The term “emerging markets” came into being way back in the ancient mists of the 1980s, replacing the clunkier “third world” as a descriptor for countries that, while lacking much of the hard and soft infrastructure of the developed world, had a future of bounteous growth prospects with which to lure investors willing to take a bit more short-term risk in a slice of their portfolios in exchange for higher returns in the long run. The concept really gelled into an investment strategy in the early 1990s with a slew of privatizations and overseas securities listings for previously state-owned companies in China.

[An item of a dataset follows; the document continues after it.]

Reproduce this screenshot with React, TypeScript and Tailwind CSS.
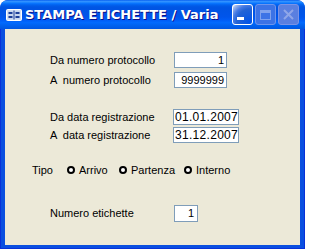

Back then three parts of the world stood out as the likely growth engines for emerging markets: Asia, including China and so-called “tiger” economies like Taiwan and South Korea; Latin America, led by resource-rich Brazil and US-adjacent Mexico; and a somewhat vaguer mix of Middle Eastern countries and the embryonic capitalist economies of Eastern Europe, tossed together in a salad called “EMEA” (Europe, Middle East and Africa). Actual on-the-ground conditions in each of these regions (indeed, within the regions themselves) differed greatly. Yet during the 1990s the differences got papered over in favor of a simple story: higher growth than the global average, with some potential bumps along the way towards long-run outperformance.
Define “Long Run”
So how has that trade worked out so far? There’s been plenty of risk. The annualized standard deviation for the MSCI Emerging Markets index over the past ten years is 17.8 percent , while that for the MSCI World Index, comprised of 22 developed-market economies, is 13.9 percent. For all that extra risk, things haven’t exactly worked out over the “long-run” as hoped. The chart below shows the performance of the MSCI Emerging Markets Index versus the S&P 500 over the last 25 years.

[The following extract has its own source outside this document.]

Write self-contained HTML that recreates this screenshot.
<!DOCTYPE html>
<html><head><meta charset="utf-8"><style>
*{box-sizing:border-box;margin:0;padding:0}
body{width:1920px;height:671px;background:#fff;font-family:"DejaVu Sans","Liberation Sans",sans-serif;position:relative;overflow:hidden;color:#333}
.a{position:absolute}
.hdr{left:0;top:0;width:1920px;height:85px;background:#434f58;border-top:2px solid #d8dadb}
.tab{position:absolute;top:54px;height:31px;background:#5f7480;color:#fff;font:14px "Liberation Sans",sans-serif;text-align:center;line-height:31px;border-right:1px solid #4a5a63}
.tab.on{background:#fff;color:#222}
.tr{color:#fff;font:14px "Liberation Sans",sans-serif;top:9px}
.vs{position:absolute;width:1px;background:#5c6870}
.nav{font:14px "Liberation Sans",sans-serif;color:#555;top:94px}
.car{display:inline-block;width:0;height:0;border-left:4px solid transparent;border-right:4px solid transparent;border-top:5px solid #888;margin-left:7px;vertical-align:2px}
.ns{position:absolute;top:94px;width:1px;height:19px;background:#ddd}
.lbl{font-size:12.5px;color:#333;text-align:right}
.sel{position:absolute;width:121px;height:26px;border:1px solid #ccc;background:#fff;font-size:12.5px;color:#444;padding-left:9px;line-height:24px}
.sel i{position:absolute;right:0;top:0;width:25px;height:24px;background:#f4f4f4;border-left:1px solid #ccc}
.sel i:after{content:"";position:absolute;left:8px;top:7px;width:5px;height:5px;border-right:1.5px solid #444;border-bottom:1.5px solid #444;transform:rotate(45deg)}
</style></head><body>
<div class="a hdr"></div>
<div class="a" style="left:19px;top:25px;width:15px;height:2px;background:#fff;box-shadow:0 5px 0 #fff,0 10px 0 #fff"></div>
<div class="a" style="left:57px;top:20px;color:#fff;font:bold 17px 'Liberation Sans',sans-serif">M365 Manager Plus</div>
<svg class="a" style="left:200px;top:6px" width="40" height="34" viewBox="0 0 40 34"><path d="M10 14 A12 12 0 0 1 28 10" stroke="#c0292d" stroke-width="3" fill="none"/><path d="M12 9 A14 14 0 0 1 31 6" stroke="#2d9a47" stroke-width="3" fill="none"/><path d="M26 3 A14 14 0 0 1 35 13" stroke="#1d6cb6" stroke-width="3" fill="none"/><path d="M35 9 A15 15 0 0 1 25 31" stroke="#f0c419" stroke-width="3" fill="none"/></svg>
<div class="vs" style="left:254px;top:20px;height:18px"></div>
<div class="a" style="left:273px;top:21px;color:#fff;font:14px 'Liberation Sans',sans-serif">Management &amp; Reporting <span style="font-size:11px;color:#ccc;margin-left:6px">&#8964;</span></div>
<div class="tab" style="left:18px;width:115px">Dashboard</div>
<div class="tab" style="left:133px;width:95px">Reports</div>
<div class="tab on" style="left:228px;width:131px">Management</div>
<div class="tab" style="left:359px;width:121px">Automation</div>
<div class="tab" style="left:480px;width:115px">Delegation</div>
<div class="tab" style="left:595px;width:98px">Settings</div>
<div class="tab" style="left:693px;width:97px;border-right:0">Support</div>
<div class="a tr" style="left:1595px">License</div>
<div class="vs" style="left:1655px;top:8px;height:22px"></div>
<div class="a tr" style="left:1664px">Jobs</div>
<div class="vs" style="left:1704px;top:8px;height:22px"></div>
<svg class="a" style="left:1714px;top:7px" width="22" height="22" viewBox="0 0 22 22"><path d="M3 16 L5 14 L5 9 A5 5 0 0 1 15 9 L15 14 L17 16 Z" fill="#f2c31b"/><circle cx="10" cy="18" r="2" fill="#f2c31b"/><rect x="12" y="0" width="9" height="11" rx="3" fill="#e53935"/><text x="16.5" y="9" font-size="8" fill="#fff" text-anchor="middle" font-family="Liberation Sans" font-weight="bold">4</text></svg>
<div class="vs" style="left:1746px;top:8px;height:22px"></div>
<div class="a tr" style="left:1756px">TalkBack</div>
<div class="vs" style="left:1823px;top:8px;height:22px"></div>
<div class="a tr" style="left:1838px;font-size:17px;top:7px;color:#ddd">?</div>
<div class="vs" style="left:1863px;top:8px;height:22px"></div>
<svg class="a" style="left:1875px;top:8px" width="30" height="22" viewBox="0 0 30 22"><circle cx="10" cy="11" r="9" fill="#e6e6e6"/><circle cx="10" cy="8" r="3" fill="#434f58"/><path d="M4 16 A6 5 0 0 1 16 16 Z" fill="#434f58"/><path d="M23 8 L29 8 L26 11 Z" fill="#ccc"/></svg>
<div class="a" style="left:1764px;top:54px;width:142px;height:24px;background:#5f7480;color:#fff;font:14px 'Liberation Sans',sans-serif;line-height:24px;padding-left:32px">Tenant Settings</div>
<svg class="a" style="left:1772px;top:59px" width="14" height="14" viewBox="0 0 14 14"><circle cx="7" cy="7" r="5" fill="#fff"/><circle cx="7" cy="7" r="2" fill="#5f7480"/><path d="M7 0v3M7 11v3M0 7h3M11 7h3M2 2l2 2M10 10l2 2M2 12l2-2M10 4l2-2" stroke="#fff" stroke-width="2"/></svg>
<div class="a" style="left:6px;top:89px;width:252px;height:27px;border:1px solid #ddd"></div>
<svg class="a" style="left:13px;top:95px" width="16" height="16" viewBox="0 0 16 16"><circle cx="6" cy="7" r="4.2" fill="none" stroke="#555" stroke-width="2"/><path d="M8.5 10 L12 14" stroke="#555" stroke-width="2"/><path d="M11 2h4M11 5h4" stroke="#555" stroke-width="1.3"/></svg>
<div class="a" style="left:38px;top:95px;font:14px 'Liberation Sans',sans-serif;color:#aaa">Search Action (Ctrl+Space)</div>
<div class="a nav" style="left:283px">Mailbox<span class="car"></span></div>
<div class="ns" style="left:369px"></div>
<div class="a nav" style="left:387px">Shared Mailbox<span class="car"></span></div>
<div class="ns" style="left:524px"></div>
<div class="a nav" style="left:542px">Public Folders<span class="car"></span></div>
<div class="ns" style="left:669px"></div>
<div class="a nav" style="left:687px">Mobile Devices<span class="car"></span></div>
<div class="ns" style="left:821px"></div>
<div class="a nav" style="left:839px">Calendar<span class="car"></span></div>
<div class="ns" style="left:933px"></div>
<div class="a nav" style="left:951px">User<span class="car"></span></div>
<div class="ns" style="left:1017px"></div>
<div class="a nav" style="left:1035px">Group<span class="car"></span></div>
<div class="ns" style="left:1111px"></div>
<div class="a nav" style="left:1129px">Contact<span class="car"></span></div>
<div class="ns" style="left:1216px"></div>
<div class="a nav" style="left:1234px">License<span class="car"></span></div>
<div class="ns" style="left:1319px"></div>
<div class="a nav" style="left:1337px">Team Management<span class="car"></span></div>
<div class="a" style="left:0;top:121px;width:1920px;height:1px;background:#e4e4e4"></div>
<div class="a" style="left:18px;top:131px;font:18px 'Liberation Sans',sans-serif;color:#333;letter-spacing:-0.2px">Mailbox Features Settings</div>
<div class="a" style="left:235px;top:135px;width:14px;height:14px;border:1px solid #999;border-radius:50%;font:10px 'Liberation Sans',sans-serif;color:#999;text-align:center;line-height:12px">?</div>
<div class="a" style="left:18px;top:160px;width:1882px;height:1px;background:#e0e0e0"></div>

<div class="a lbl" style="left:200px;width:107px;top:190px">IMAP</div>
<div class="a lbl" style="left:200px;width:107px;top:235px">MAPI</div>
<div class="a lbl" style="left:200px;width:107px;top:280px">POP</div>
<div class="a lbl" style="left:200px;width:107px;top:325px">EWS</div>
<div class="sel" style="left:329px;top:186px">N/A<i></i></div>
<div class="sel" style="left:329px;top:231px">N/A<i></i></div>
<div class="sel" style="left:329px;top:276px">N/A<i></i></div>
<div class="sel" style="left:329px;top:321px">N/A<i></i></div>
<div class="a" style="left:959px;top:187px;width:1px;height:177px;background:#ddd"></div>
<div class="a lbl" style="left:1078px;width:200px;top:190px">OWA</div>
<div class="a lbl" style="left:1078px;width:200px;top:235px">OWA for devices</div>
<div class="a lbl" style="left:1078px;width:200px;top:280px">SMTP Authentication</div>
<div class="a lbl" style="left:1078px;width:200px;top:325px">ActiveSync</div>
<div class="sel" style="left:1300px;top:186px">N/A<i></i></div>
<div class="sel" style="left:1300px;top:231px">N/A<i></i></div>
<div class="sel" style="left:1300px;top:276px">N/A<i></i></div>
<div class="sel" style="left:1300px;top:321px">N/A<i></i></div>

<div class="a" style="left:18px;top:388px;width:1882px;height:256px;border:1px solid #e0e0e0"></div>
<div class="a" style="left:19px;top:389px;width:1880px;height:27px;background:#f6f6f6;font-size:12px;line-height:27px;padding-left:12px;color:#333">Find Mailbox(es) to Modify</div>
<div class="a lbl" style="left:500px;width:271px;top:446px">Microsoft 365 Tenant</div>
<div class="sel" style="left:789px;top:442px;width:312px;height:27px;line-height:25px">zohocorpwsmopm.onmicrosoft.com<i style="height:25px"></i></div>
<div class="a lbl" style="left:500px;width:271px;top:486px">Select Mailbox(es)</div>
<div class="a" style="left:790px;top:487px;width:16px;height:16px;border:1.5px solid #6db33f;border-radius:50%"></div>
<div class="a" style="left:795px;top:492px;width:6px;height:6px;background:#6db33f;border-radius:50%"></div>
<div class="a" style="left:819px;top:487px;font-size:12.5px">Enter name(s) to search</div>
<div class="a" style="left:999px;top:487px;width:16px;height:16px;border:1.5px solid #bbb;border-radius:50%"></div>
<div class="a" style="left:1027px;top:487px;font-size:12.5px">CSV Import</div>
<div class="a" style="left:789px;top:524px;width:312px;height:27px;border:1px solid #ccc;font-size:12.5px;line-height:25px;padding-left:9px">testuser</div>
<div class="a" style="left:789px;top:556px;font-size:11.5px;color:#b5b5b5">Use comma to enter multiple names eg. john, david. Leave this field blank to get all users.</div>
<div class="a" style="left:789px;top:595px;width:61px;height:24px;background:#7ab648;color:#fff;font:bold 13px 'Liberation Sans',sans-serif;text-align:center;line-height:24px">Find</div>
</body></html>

The numbers on that chart show comparative cumulative percentage price returns over this 25-year period; specifically, that the cumulative return for the S&P 500 was more than twice that of the emerging markets index, despite the considerably lower risk associated with the large-cap companies that populate the S&P 500. Now, you can see that there have been periods where the emerging markets index did extremely well – most conspicuously in the years from 2002-07 that roughly coincided with a great supercycle in industrial and energy commodities markets. Other than for those having a preternatural gift for timing these rare bursts of outperformance, though, this asset class has been distinctly disappointing.
Time to Call It What It Is
That chart will not give much encouragement to anyone wondering if this asset class will ever be worth investing in. For starters, though, it’s really time to stop calling emerging markets an asset class – at least if you want to stick to that three-regions framework that we described above. Whether or not you should invest in “emerging markets” today really comes down to one thing, and that one thing is China.
The MSCI Emerging Markets index today includes 27 countries. China alone, though, makes up just about 35 percent of the index’s market cap. Add Taiwan (which may or may not become an actual part of China sometime in the next several years) and you’re at 50 percent. Add in South Korea and India, the next two biggest holdings, and you’re almost at 75 percent. Everything else – those other 23 countries – add up to just over one-quarter of the index’s value.
“Emerging markets” in this sense really has no unified meaning. It’s China, which as the world’s second-largest economy is a category unto itself. It’s three other Asian markets, two of which (Taiwan and South Korea) are considered by many metrics to already be developed economies. It’s not much else.
As Goes China
So if you are thinking about an “emerging markets” investment, the thing to consider is not how poorly this investment fared over the past quarter-century. It’s how you think China is going to develop in the next five and ten years – and beyond – and whether that development trajectory is going to translate into value for the common equities of Chinese companies. As you know from some of our recent weekly commentaries, this is a burning question in the market today without a clear answer. The era of Chinese internet behemoths like Alibaba and Didi Chuxing, with their US ADR listings, seems to be in eclipse. Just this week China appeared to indicate that it will place outright bans on companies with large amounts of sensitive customer data from any future overseas listings.
That development does not necessarily bode poorly for the broader Chinese market, though. Sectors like semiconductors, biotechnology and green energy are high priority strategic initiatives for Beijing, and that priority will flow into companies that will be available to foreign investors via listings either on local exchanges or, increasingly, via the comparatively sophisticated financial market infrastructure of Hong Kong. The diversion of planned US ADR listings to the Hong Kong alternative is already well underway.
For our part, the only thing of which we feel certain is that there is a great deal of uncertainty about the co-evolution of China’s markets with those of the US, Europe and non-China Asia Pacific in the years ahead. But we also believe that at least a modest exposure to the country that may actually be the world’s largest economy by the middle of the decade is warranted. The next 25 years – for better or for worse – are unlikely to resemble the last 25 years.